## Problem to work on
Would you restate all the data that follows, word for word?
↓
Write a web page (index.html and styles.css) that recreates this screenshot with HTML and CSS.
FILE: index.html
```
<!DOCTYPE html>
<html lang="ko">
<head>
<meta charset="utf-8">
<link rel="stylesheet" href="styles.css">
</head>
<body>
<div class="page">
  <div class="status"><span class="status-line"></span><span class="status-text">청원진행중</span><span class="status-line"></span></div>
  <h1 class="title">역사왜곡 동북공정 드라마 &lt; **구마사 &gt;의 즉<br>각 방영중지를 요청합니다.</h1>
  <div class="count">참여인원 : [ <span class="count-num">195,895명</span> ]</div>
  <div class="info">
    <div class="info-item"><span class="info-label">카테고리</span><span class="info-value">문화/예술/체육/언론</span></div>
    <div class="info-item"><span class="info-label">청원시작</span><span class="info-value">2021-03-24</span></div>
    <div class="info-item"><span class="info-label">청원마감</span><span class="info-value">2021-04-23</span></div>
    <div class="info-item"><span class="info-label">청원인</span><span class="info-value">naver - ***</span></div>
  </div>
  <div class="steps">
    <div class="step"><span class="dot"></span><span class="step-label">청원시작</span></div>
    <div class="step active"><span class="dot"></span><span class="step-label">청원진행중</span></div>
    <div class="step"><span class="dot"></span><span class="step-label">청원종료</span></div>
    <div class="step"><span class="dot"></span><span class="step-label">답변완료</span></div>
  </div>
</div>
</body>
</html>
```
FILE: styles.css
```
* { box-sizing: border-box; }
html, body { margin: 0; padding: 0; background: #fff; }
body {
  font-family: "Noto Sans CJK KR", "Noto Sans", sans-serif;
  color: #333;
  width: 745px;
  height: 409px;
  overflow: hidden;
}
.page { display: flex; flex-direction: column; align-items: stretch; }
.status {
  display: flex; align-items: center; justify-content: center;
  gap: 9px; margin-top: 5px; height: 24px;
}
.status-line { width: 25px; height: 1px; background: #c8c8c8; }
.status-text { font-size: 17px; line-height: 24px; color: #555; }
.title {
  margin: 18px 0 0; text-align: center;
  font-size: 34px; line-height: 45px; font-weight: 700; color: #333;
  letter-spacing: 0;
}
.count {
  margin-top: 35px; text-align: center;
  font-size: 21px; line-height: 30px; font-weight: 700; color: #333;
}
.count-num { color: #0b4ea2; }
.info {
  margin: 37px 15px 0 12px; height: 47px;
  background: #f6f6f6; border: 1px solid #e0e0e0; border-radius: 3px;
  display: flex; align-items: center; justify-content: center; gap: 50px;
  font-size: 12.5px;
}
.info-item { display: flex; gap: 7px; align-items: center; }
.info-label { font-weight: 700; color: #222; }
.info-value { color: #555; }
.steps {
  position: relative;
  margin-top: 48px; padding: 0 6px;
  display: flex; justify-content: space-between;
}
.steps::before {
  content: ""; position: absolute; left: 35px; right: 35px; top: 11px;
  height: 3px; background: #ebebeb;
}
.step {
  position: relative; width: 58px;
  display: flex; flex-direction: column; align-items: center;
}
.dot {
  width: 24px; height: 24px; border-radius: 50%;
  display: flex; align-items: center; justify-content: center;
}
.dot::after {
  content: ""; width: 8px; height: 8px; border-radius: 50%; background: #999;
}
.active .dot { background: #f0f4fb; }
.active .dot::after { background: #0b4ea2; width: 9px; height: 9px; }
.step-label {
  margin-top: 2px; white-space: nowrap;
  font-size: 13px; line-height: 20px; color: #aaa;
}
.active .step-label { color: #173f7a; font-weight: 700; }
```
↑
## Worked solution
Write a web page (index.html and styles.css) that recreates this screenshot with HTML and CSS.
FILE: index.html
```
<!DOCTYPE html>
<html lang="ko">
<head>
<meta charset="utf-8">
<link rel="stylesheet" href="styles.css">
</head>
<body>
<div class="page">
  <div class="status"><span class="status-line"></span><span class="status-text">청원진행중</span><span class="status-line"></span></div>
  <h1 class="title">역사왜곡 동북공정 드라마 &lt; **구마사 &gt;의 즉<br>각 방영중지를 요청합니다.</h1>
  <div class="count">참여인원 : [ <span class="count-num">195,895명</span> ]</div>
  <div class="info">
    <div class="info-item"><span class="info-label">카테고리</span><span class="info-value">문화/예술/체육/언론</span></div>
    <div class="info-item"><span class="info-label">청원시작</span><span class="info-value">2021-03-24</span></div>
    <div class="info-item"><span class="info-label">청원마감</span><span class="info-value">2021-04-23</span></div>
    <div class="info-item"><span class="info-label">청원인</span><span class="info-value">naver - ***</span></div>
  </div>
  <div class="steps">
    <div class="step"><span class="dot"></span><span class="step-label">청원시작</span></div>
    <div class="step active"><span class="dot"></span><span class="step-label">청원진행중</span></div>
    <div class="step"><span class="dot"></span><span class="step-label">청원종료</span></div>
    <div class="step"><span class="dot"></span><span class="step-label">답변완료</span></div>
  </div>
</div>
</body>
</html>
```
FILE: styles.css
```
* { box-sizing: border-box; }
html, body { margin: 0; padding: 0; background: #fff; }
body {
  font-family: "Noto Sans CJK KR", "Noto Sans", sans-serif;
  color: #333;
  width: 745px;
  height: 409px;
  overflow: hidden;
}
.page { display: flex; flex-direction: column; align-items: stretch; }
.status {
  display: flex; align-items: center; justify-content: center;
  gap: 9px; margin-top: 5px; height: 24px;
}
.status-line { width: 25px; height: 1px; background: #c8c8c8; }
.status-text { font-size: 17px; line-height: 24px; color: #555; }
.title {
  margin: 18px 0 0; text-align: center;
  font-size: 34px; line-height: 45px; font-weight: 700; color: #333;
  letter-spacing: 0;
}
.count {
  margin-top: 35px; text-align: center;
  font-size: 21px; line-height: 30px; font-weight: 700; color: #333;
}
.count-num { color: #0b4ea2; }
.info {
  margin: 37px 15px 0 12px; height: 47px;
  background: #f6f6f6; border: 1px solid #e0e0e0; border-radius: 3px;
  display: flex; align-items: center; justify-content: center; gap: 50px;
  font-size: 12.5px;
}
.info-item { display: flex; gap: 7px; align-items: center; }
.info-label { font-weight: 700; color: #222; }
.info-value { color: #555; }
.steps {
  position: relative;
  margin-top: 48px; padding: 0 6px;
  display: flex; justify-content: space-between;
}
.steps::before {
  content: ""; position: absolute; left: 35px; right: 35px; top: 11px;
  height: 3px; background: #ebebeb;
}
.step {
  position: relative; width: 58px;
  display: flex; flex-direction: column; align-items: center;
}
.dot {
  width: 24px; height: 24px; border-radius: 50%;
  display: flex; align-items: center; justify-content: center;
}
.dot::after {
  content: ""; width: 8px; height: 8px; border-radius: 50%; background: #999;
}
.active .dot { background: #f0f4fb; }
.active .dot::after { background: #0b4ea2; width: 9px; height: 9px; }
.step-label {
  margin-top: 2px; white-space: nowrap;
  font-size: 13px; line-height: 20px; color: #aaa;
}
.active .step-label { color: #173f7a; font-weight: 700; }
```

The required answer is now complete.